The X-Class is not your regular Mercedes saloon, we get that. Yet, there is no denying the fact the engines on offer in the truck could have been more exciting to satisfy our never-ending power-cravings.     

To start with, there are two four-cylinder engines powering the lineup. The 2.3-liter common-rail diesel engine generates 163 horsepower in the X 220 d and 190 horsepower in the X 250 d. Select markets will have the X 200 with a 165 horsepower petrol engine. The base engines are mated to a 6-speed manual while a 7-speed automatic is optional on the X 250 d.  These engines and gearboxes are tuned to deliver more torque for lugging and would get the job expected of them done as well as X-Class' rivals, but then, where is the Mercedes specialty here? Premium pricing should be accompanied by premium powertrain, no? 

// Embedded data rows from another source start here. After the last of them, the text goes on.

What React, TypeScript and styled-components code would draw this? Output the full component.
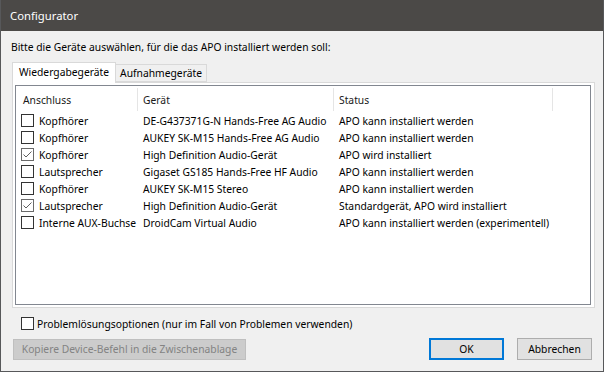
import React from "react";
import styled, { createGlobalStyle } from "styled-components";

const Global = createGlobalStyle`
  html, body { margin: 0; padding: 0; background: #f0f0f0; }
  * { box-sizing: border-box; }
  body { font-family: "Noto Sans", "Open Sans", sans-serif; font-size: 10.3px; color: #000; }
`;

const Window = styled.div`
  width: 604px;
  height: 372px;
  border: 1px solid #57585a;
  border-top: none;
  display: flex;
  flex-direction: column;
  background: #f0f0f0;
`;

const TitleBar = styled.div`
  height: 31px;
  background: #4b4947;
  color: #ffffff;
  display: flex;
  align-items: center;
  padding-left: 9px;
  font-size: 11.3px;
  flex-shrink: 0;
`;

const Body = styled.div`
  flex: 1;
  display: flex;
  flex-direction: column;
  padding: 8px 8px 11px 10px;
`;

const Instruction = styled.div`
  height: 16px;
  line-height: 16px;
  white-space: nowrap;
`;

const TabStrip = styled.div`
  display: flex;
  align-items: flex-end;
  margin-top: 7px;
  margin-left: 1px;
  height: 20px;
  position: relative;
  z-index: 1;
`;

const Tab = styled.div<{ $active?: boolean }>`
  height: ${(p) => (p.$active ? "21px" : "18px")};
  margin-bottom: ${(p) => (p.$active ? "-1px" : "0")};
  background: ${(p) => (p.$active ? "#ffffff" : "#f0f0f0")};
  border: 1px solid #d9d9d9;
  border-bottom: ${(p) => (p.$active ? "none" : "1px solid #d9d9d9")};
  border-left: ${(p) => (p.$active ? "1px solid #d9d9d9" : "none")};
  padding: ${(p) => (p.$active ? "0 6px 2px 6px" : "0 4px 0 4px")};
  display: flex;
  align-items: center;
  white-space: nowrap;
`;

const Panel = styled.div`
  margin-left: 1px;
  height: 226px;
  border: 1px solid #d9d9d9;
  background: #ffffff;
  padding: 2px 3px 2px 2px;
`;

const ListView = styled.div`
  height: 100%;
  border: 1px solid #828790;
  background: #ffffff;
  display: flex;
  flex-direction: column;
`;

const HeaderRow = styled.div`
  display: grid;
  grid-template-columns: 122px 196px 219px 1fr;
  padding-top: 2px;
  height: 26px;
  color: #1a1a1a;
`;

const HeaderCell = styled.div<{ $first?: boolean; $last?: boolean }>`
  height: 23px;
  border-right: ${(p) => (p.$last ? "none" : "1px solid #e5e5e5")};
  padding-left: ${(p) => (p.$first ? "7px" : "5px")};
  display: flex;
  align-items: center;
  white-space: nowrap;
`;

const Row = styled.div`
  display: grid;
  grid-template-columns: 122px 196px 219px 1fr;
  height: 17px;
  align-items: center;
`;

const Cell = styled.div`
  padding-left: 5px;
  display: flex;
  align-items: center;
  gap: 5px;
  white-space: nowrap;
  overflow: hidden;
`;

const Box = styled.span<{ $checked?: boolean }>`
  width: 13px;
  height: 13px;
  flex-shrink: 0;
  border: 1px solid ${(p) => (p.$checked ? "#6a6a6a" : "#333333")};
  background: #ffffff;
  display: inline-flex;
  align-items: center;
  justify-content: center;
`;

const OptionRow = styled.label`
  display: flex;
  align-items: center;
  gap: 3px;
  height: 13px;
  margin-top: 9px;
  padding-left: 10px;
  white-space: nowrap;
`;

const ButtonRow = styled.div`
  display: flex;
  align-items: center;
  margin-top: 8px;
  padding-left: 2px;
  padding-right: 3px;
  height: 22px;
`;

const Button = styled.button<{ $default?: boolean; $disabled?: boolean; $wide?: boolean }>`
  font-family: inherit;
  font-size: inherit;
  height: ${(p) => (p.$wide ? "21px" : "22px")};
  width: ${(p) => (p.$wide ? "233px" : "75px")};
  padding: 0;
  background: ${(p) => (p.$disabled ? "#cccccc" : "#e1e1e1")};
  color: ${(p) => (p.$disabled ? "#838383" : "#000000")};
  border: ${(p) =>
    p.$default ? "2px solid #0078d7" : p.$disabled ? "1px solid #bfbfbf" : "1px solid #adadad"};
  margin-left: ${(p) => (p.$wide ? "0" : "13px")};
  display: flex;
  align-items: center;
  justify-content: center;
  white-space: nowrap;
`;

const Spacer = styled.div`
  flex: 1;
`;

const Check = ({ color }: { color: string }) => (
  <svg width="11" height="11" viewBox="0 0 11 11">
    <path d="M1.5 5.5 L4 8 L9.5 2.5" fill="none" stroke={color} strokeWidth="1" />
  </svg>
);

const rows = [
  { c: false, a: "Kopfhörer", g: "DE-G437371G-N Hands-Free AG Audio", s: "APO kann installiert werden" },
  { c: false, a: "Kopfhörer", g: "AUKEY SK-M15 Hands-Free AG Audio", s: "APO kann installiert werden" },
  { c: true, a: "Kopfhörer", g: "High Definition Audio-Gerät", s: "APO wird installiert" },
  { c: false, a: "Lautsprecher", g: "Gigaset GS185 Hands-Free HF Audio", s: "APO kann installiert werden" },
  { c: false, a: "Kopfhörer", g: "AUKEY SK-M15 Stereo", s: "APO kann installiert werden" },
  { c: true, a: "Lautsprecher", g: "High Definition Audio-Gerät", s: "Standardgerät, APO wird installiert" },
  { c: false, a: "Interne AUX-Buchse", g: "DroidCam Virtual Audio", s: "APO kann installiert werden (experimentell)" },
];

export default function App() {
  return (
    <>
      <Global />
      <Window>
        <TitleBar>Configurator</TitleBar>
        <Body>
          <Instruction>Bitte die Geräte auswählen, für die das APO installiert werden soll:</Instruction>
          <TabStrip>
            <Tab $active>Wiedergabegeräte</Tab>
            <Tab>Aufnahmegeräte</Tab>
          </TabStrip>
          <Panel>
            <ListView>
              <HeaderRow>
                <HeaderCell $first>Anschluss</HeaderCell>
                <HeaderCell>Gerät</HeaderCell>
                <HeaderCell>Status</HeaderCell>
                <HeaderCell $last />
              </HeaderRow>
              {rows.map((r, i) => (
                <Row key={i}>
                  <Cell>
                    <Box $checked={r.c}>{r.c && <Check color="#5f5f5f" />}</Box>
                    {r.a}
                  </Cell>
                  <Cell>{r.g}</Cell>
                  <Cell>{r.s}</Cell>
                  <Cell />
                </Row>
              ))}
            </ListView>
          </Panel>
          <OptionRow>
            <Box />
            Problemlösungsoptionen (nur im Fall von Problemen verwenden)
          </OptionRow>
          <ButtonRow>
            <Button $wide $disabled disabled>
              Kopiere Device-Befehl in die Zwischenablage
            </Button>
            <Spacer />
            <Button $default>OK</Button>
            <Button>Abbrechen</Button>
          </ButtonRow>
        </Body>
      </Window>
    </>
  );
}
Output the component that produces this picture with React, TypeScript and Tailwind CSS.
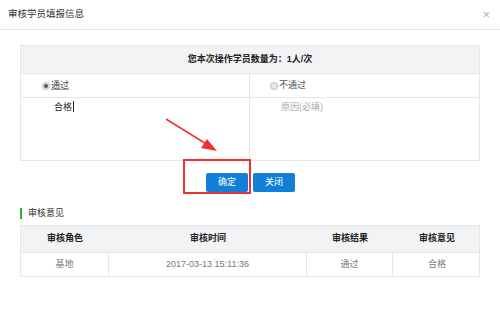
import React from 'react';

const font = { fontFamily: '"Liberation Sans", "Noto Sans CJK SC", sans-serif' };

function Radio({ checked }: { checked?: boolean }) {
  return (
    <span className="w-[8px] h-[8px] rounded-full border border-[#bdbdbd] bg-[#e8e8e8] flex items-center justify-center mr-[1px]">
      {checked && <span className="w-[4px] h-[4px] rounded-full bg-[#555]" />}
    </span>
  );
}

export default function App() {
  const cols = 'grid grid-cols-[88px_198px_86px_88px]';
  return (
    <div className="w-[500px] h-[334px] bg-white relative text-[9px] text-[#333]" style={font}>
      {/* dialog header */}
      <div className="h-[30px] border-b border-[#e8e8e8] flex items-center justify-between pl-[8px] pr-[10px]">
        <span className="text-[#333] text-[9.5px]">审核学员填报信息</span>
        <span className="text-[#b5b5b5] text-[13px] leading-none">×</span>
      </div>

      <div className="px-[20px] pt-[15px]">
        {/* review form */}
        <div className="border border-[#e6e6e6]">
          <div className="h-[27px] bg-[#f2f3f5] flex items-center justify-center font-bold text-[#222]">
            您本次操作学员数量为：1人/次
          </div>
          <div className="grid grid-cols-2 border-t border-[#e6e6e6]">
            <div className="h-[23px] flex items-center pl-[21px] border-r border-[#e6e6e6]">
              <Radio checked />
              <span className="text-[#444] underline decoration-[#999]">通过</span>
            </div>
            <div className="h-[23px] flex items-center pl-[20px] text-[#555]">
              <Radio />
              <span>不通过</span>
            </div>
          </div>
          <div className="grid grid-cols-2 border-t border-[#e6e6e6]">
            <div className="h-[62px] pl-[33px] pt-[3px] border-r border-[#e6e6e6] flex items-start">
              <span className="text-[#222]">合格</span>
              <span className="w-[1px] h-[11px] bg-[#222] ml-[1px]" />
            </div>
            <div className="h-[62px] pl-[31px] pt-[3px] text-[#aaa]">原因(必填)</div>
          </div>
        </div>

        {/* buttons */}
        <div className="flex justify-center gap-[5px] mt-[12px] pl-[1px]">
          <button className="w-[42px] h-[19px] bg-[#0f7fd8] rounded-[2px] text-white text-[9px]" style={font}>确定</button>
          <button className="w-[42px] h-[19px] bg-[#0f7fd8] rounded-[2px] text-white text-[9px]" style={font}>关闭</button>
        </div>

        {/* section title */}
        <div className="flex items-center mt-[16px] h-[11px]">
          <span className="w-[2px] h-[11px] bg-[#34b233] mr-[6px]" />
          <span className="text-[#333]">审核意见</span>
        </div>

        {/* history table */}
        <div className="mt-[6px] border border-[#e6e6e6]">
          <div className={`${cols} h-[26px] bg-[#f2f3f5] font-bold text-[#222]`}>
            <div className="flex items-center justify-center">审核角色</div>
            <div className="flex items-center justify-center">审核时间</div>
            <div className="flex items-center justify-center">审核结果</div>
            <div className="flex items-center justify-center">审核意见</div>
          </div>
          <div className={`${cols} h-[24px] text-[#777] border-t border-[#e6e6e6]`}>
            <div className="flex items-center justify-center border-r border-[#e6e6e6]">基地</div>
            <div className="flex items-center justify-center border-r border-[#e6e6e6]">2017-03-13 15:11:36</div>
            <div className="flex items-center justify-center border-r border-[#e6e6e6]">通过</div>
            <div className="flex items-center justify-center">合格</div>
          </div>
        </div>
      </div>

      {/* annotation overlay */}
      <div className="absolute left-[183px] top-[159px] w-[68px] h-[35px] border-2 border-[#f03030]" />
      <svg className="absolute left-0 top-0" width="500" height="334" viewBox="0 0 500 334">
        <line x1="166" y1="119" x2="208" y2="145" stroke="#f03030" strokeWidth="1.5" />
        <polygon points="217,151 201,148 207,139" fill="#f03030" />
      </svg>
    </div>
  );
}
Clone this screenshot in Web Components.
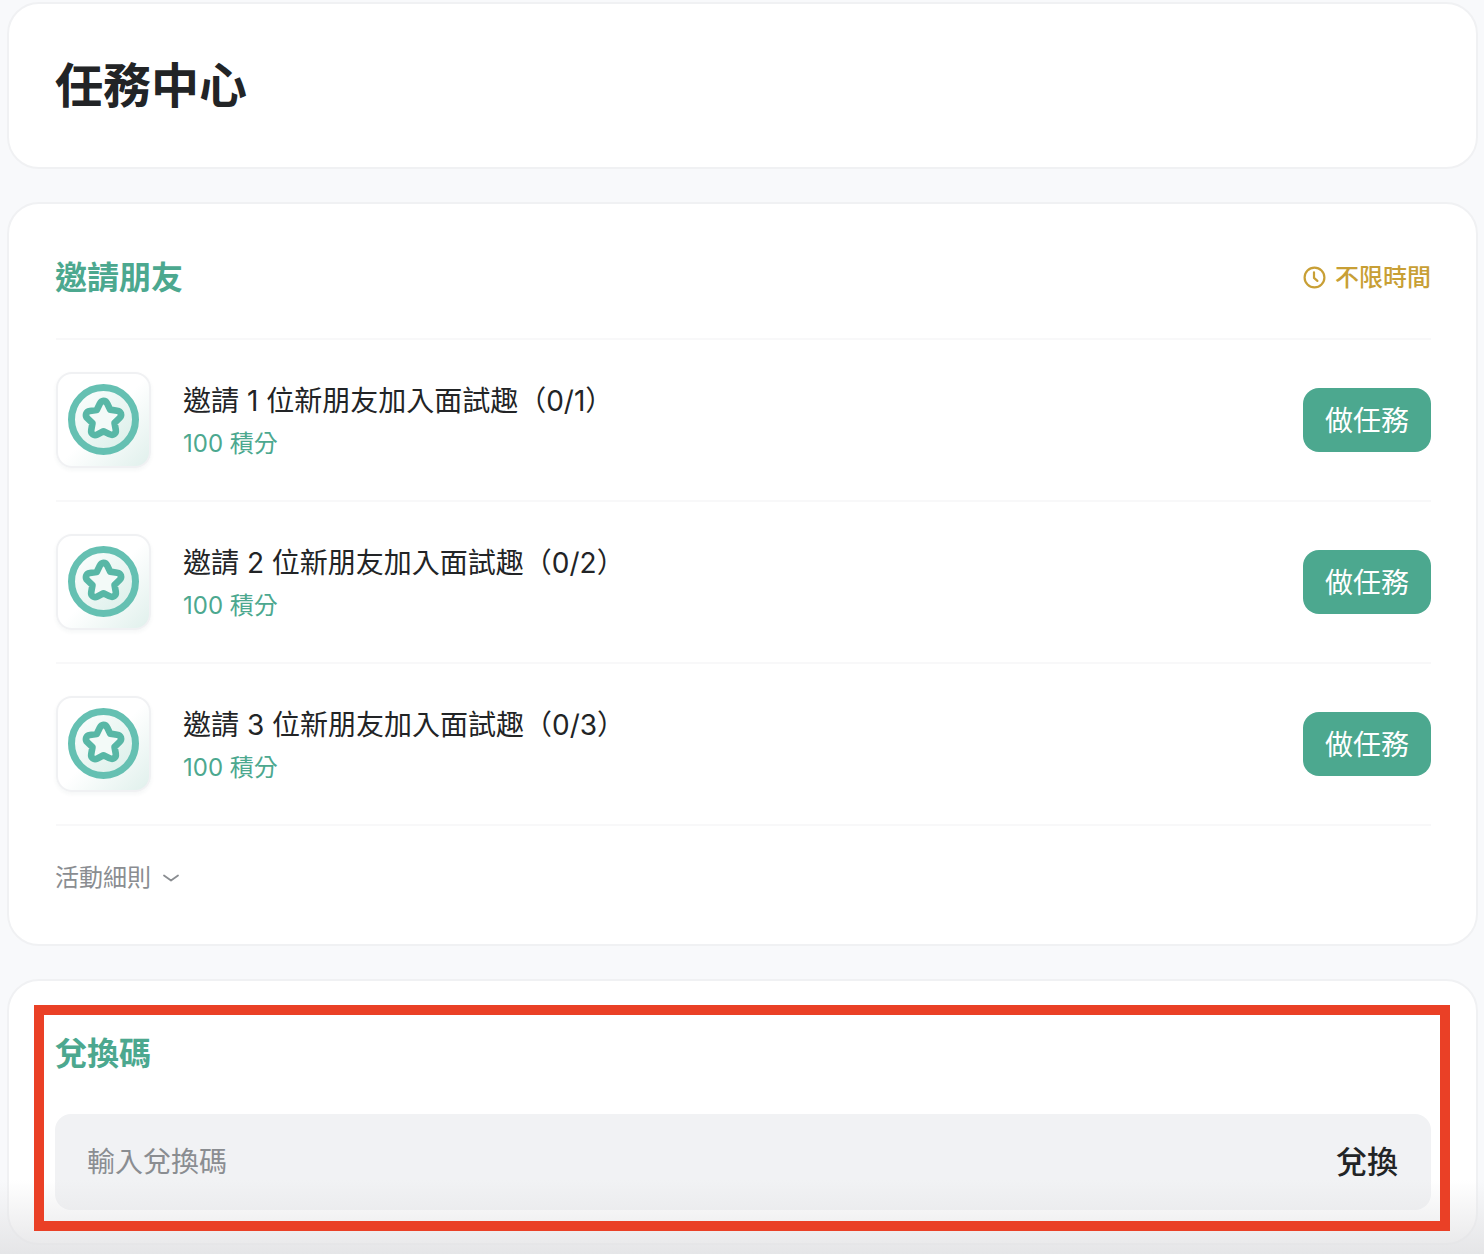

Thankfully, the engine that excites - the high-torque V6 diesel churning out 258 horsepower would come on board mid-2018. Paired with the 7G-TRONIC PLUS automatic transmission, the fast V6 gets five driving modes to choose from - Comfort, Eco, Sport, Manual and Off-road. That's some consolation. Let's hope the blokes at Affalterbach are already working on a hotter version. An 'AMG' suffix would make the X-Class one hell of a drive. Remember the crazy G63 AMG 6X6? 

The Good

Be it testing the waters in a new segment or expanding the reach of the brand by filling every possible hole in the lineup, Mercedes-Benz have always walked ahead of rivals. Twenty years back, they were the first among the major luxury car-makers to launch a Sport Utility Vehicle, the M-Class. And we all know what happened after that. They were also one of the first premium brands that cracked the compact luxury space with the A-Class, B-Class, CLA and GLA. Pick-ups were probably the only body-style left out and here they are with the X-Class. 

This time, things aren't going to be easy. The X-Class is pitted against global best-sellers and well-established rivals like the Toyota Hilux, Ford Ranger, Chevrolet Colorado and the platform-sharing Nissan Navara. 

Success or not, Mercedes-Benz deserves an applause just for venturing into the unknown and paving the path for others to follow.